EXERCISE DESCRIPTION |
Quote the listing below in its entirety.

SUPPLIED DATA |
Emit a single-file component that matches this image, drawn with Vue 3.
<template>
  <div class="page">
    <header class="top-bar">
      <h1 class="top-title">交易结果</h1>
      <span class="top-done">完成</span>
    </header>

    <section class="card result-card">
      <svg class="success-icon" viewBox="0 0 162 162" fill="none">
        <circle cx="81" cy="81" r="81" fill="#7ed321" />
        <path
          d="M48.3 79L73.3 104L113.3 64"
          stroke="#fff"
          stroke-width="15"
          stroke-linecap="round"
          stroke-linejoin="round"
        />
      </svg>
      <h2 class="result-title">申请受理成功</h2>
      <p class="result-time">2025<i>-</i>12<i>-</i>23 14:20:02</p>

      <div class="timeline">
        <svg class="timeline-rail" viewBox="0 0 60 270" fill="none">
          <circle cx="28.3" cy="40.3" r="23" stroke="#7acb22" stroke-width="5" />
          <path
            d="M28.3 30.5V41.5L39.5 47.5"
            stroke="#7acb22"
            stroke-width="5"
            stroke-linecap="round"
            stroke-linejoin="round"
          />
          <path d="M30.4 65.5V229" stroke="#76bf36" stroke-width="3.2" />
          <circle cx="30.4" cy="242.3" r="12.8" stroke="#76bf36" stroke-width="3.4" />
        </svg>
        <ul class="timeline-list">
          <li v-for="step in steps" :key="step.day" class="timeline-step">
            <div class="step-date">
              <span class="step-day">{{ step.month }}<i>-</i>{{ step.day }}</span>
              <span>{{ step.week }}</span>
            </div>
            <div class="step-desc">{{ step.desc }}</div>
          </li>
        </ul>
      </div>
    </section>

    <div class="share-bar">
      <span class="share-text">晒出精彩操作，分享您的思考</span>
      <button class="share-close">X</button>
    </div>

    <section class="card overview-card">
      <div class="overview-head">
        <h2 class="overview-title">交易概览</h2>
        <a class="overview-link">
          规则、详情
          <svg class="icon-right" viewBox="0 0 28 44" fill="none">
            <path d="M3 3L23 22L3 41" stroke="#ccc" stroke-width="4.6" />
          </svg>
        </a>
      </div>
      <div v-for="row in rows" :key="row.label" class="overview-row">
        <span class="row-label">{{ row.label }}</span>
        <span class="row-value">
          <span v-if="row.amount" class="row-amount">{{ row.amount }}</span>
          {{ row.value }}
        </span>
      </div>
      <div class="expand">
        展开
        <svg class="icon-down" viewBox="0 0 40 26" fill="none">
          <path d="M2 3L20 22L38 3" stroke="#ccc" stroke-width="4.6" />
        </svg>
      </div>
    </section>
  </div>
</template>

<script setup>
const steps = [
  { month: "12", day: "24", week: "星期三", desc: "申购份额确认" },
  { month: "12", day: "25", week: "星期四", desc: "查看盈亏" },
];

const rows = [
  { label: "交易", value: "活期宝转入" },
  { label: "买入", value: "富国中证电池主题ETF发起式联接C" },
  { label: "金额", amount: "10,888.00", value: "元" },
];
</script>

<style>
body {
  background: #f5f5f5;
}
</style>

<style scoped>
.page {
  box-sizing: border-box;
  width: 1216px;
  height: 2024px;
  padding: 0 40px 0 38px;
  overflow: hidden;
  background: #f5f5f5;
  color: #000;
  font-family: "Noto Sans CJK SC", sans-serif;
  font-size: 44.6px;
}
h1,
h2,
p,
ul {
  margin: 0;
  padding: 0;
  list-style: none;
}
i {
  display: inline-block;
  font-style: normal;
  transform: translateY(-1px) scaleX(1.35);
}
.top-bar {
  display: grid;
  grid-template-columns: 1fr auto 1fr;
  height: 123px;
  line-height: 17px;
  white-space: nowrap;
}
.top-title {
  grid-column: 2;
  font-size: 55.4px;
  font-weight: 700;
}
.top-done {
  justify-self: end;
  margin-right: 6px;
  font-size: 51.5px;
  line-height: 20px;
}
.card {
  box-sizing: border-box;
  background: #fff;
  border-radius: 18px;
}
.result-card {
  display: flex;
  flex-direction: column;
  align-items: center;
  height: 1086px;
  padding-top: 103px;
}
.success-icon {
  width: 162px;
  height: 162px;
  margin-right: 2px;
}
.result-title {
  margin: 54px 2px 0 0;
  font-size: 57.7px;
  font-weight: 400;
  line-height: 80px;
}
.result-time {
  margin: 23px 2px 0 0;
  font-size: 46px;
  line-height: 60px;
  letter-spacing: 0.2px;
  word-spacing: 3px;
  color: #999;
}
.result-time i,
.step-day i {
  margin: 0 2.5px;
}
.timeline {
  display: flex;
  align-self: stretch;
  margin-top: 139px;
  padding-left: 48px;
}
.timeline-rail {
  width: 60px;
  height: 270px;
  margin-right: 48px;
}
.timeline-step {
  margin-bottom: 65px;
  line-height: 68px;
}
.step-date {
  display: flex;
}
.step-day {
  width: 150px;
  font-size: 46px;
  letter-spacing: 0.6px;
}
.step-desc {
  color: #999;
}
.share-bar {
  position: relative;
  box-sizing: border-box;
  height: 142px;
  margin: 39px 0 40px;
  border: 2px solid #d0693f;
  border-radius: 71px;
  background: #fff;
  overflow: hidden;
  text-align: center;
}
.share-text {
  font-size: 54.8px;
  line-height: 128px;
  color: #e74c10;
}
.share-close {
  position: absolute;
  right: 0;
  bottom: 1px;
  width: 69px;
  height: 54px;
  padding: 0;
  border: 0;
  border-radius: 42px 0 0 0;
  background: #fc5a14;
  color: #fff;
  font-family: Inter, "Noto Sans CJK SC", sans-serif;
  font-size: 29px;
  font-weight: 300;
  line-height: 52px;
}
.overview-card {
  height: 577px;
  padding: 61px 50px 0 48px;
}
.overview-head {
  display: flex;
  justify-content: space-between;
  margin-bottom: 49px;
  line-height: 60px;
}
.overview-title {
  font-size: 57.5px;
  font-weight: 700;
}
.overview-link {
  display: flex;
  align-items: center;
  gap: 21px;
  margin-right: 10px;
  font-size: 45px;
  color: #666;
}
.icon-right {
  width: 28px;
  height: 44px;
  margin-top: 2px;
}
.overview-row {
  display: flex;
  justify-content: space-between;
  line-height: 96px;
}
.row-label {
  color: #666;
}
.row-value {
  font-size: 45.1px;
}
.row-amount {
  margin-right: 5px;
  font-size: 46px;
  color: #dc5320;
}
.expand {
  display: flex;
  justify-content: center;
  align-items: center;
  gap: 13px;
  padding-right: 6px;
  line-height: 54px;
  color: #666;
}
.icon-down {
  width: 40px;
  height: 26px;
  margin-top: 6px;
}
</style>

RESULT BELOW |
Emit a single-file component that matches this image, drawn with Vue 3.
<template>
  <div class="page">
    <header class="top-bar">
      <h1 class="top-title">交易结果</h1>
      <span class="top-done">完成</span>
    </header>

    <section class="card result-card">
      <svg class="success-icon" viewBox="0 0 162 162" fill="none">
        <circle cx="81" cy="81" r="81" fill="#7ed321" />
        <path
          d="M48.3 79L73.3 104L113.3 64"
          stroke="#fff"
          stroke-width="15"
          stroke-linecap="round"
          stroke-linejoin="round"
        />
      </svg>
      <h2 class="result-title">申请受理成功</h2>
      <p class="result-time">2025<i>-</i>12<i>-</i>23 14:20:02</p>

      <div class="timeline">
        <svg class="timeline-rail" viewBox="0 0 60 270" fill="none">
          <circle cx="28.3" cy="40.3" r="23" stroke="#7acb22" stroke-width="5" />
          <path
            d="M28.3 30.5V41.5L39.5 47.5"
            stroke="#7acb22"
            stroke-width="5"
            stroke-linecap="round"
            stroke-linejoin="round"
          />
          <path d="M30.4 65.5V229" stroke="#76bf36" stroke-width="3.2" />
          <circle cx="30.4" cy="242.3" r="12.8" stroke="#76bf36" stroke-width="3.4" />
        </svg>
        <ul class="timeline-list">
          <li v-for="step in steps" :key="step.day" class="timeline-step">
            <div class="step-date">
              <span class="step-day">{{ step.month }}<i>-</i>{{ step.day }}</span>
              <span>{{ step.week }}</span>
            </div>
            <div class="step-desc">{{ step.desc }}</div>
          </li>
        </ul>
      </div>
    </section>

    <div class="share-bar">
      <span class="share-text">晒出精彩操作，分享您的思考</span>
      <button class="share-close">X</button>
    </div>

    <section class="card overview-card">
      <div class="overview-head">
        <h2 class="overview-title">交易概览</h2>
        <a class="overview-link">
          规则、详情
          <svg class="icon-right" viewBox="0 0 28 44" fill="none">
            <path d="M3 3L23 22L3 41" stroke="#ccc" stroke-width="4.6" />
          </svg>
        </a>
      </div>
      <div v-for="row in rows" :key="row.label" class="overview-row">
        <span class="row-label">{{ row.label }}</span>
        <span class="row-value">
          <span v-if="row.amount" class="row-amount">{{ row.amount }}</span>
          {{ row.value }}
        </span>
      </div>
      <div class="expand">
        展开
        <svg class="icon-down" viewBox="0 0 40 26" fill="none">
          <path d="M2 3L20 22L38 3" stroke="#ccc" stroke-width="4.6" />
        </svg>
      </div>
    </section>
  </div>
</template>

<script setup>
const steps = [
  { month: "12", day: "24", week: "星期三", desc: "申购份额确认" },
  { month: "12", day: "25", week: "星期四", desc: "查看盈亏" },
];

const rows = [
  { label: "交易", value: "活期宝转入" },
  { label: "买入", value: "富国中证电池主题ETF发起式联接C" },
  { label: "金额", amount: "10,888.00", value: "元" },
];
</script>

<style>
body {
  background: #f5f5f5;
}
</style>

<style scoped>
.page {
  box-sizing: border-box;
  width: 1216px;
  height: 2024px;
  padding: 0 40px 0 38px;
  overflow: hidden;
  background: #f5f5f5;
  color: #000;
  font-family: "Noto Sans CJK SC", sans-serif;
  font-size: 44.6px;
}
h1,
h2,
p,
ul {
  margin: 0;
  padding: 0;
  list-style: none;
}
i {
  display: inline-block;
  font-style: normal;
  transform: translateY(-1px) scaleX(1.35);
}
.top-bar {
  display: grid;
  grid-template-columns: 1fr auto 1fr;
  height: 123px;
  line-height: 17px;
  white-space: nowrap;
}
.top-title {
  grid-column: 2;
  font-size: 55.4px;
  font-weight: 700;
}
.top-done {
  justify-self: end;
  margin-right: 6px;
  font-size: 51.5px;
  line-height: 20px;
}
.card {
  box-sizing: border-box;
  background: #fff;
  border-radius: 18px;
}
.result-card {
  display: flex;
  flex-direction: column;
  align-items: center;
  height: 1086px;
  padding-top: 103px;
}
.success-icon {
  width: 162px;
  height: 162px;
  margin-right: 2px;
}
.result-title {
  margin: 54px 2px 0 0;
  font-size: 57.7px;
  font-weight: 400;
  line-height: 80px;
}
.result-time {
  margin: 23px 2px 0 0;
  font-size: 46px;
  line-height: 60px;
  letter-spacing: 0.2px;
  word-spacing: 3px;
  color: #999;
}
.result-time i,
.step-day i {
  margin: 0 2.5px;
}
.timeline {
  display: flex;
  align-self: stretch;
  margin-top: 139px;
  padding-left: 48px;
}
.timeline-rail {
  width: 60px;
  height: 270px;
  margin-right: 48px;
}
.timeline-step {
  margin-bottom: 65px;
  line-height: 68px;
}
.step-date {
  display: flex;
}
.step-day {
  width: 150px;
  font-size: 46px;
  letter-spacing: 0.6px;
}
.step-desc {
  color: #999;
}
.share-bar {
  position: relative;
  box-sizing: border-box;
  height: 142px;
  margin: 39px 0 40px;
  border: 2px solid #d0693f;
  border-radius: 71px;
  background: #fff;
  overflow: hidden;
  text-align: center;
}
.share-text {
  font-size: 54.8px;
  line-height: 128px;
  color: #e74c10;
}
.share-close {
  position: absolute;
  right: 0;
  bottom: 1px;
  width: 69px;
  height: 54px;
  padding: 0;
  border: 0;
  border-radius: 42px 0 0 0;
  background: #fc5a14;
  color: #fff;
  font-family: Inter, "Noto Sans CJK SC", sans-serif;
  font-size: 29px;
  font-weight: 300;
  line-height: 52px;
}
.overview-card {
  height: 577px;
  padding: 61px 50px 0 48px;
}
.overview-head {
  display: flex;
  justify-content: space-between;
  margin-bottom: 49px;
  line-height: 60px;
}
.overview-title {
  font-size: 57.5px;
  font-weight: 700;
}
.overview-link {
  display: flex;
  align-items: center;
  gap: 21px;
  margin-right: 10px;
  font-size: 45px;
  color: #666;
}
.icon-right {
  width: 28px;
  height: 44px;
  margin-top: 2px;
}
.overview-row {
  display: flex;
  justify-content: space-between;
  line-height: 96px;
}
.row-label {
  color: #666;
}
.row-value {
  font-size: 45.1px;
}
.row-amount {
  margin-right: 5px;
  font-size: 46px;
  color: #dc5320;
}
.expand {
  display: flex;
  justify-content: center;
  align-items: center;
  gap: 13px;
  padding-right: 6px;
  line-height: 54px;
  color: #666;
}
.icon-down {
  width: 40px;
  height: 26px;
  margin-top: 6px;
}
</style>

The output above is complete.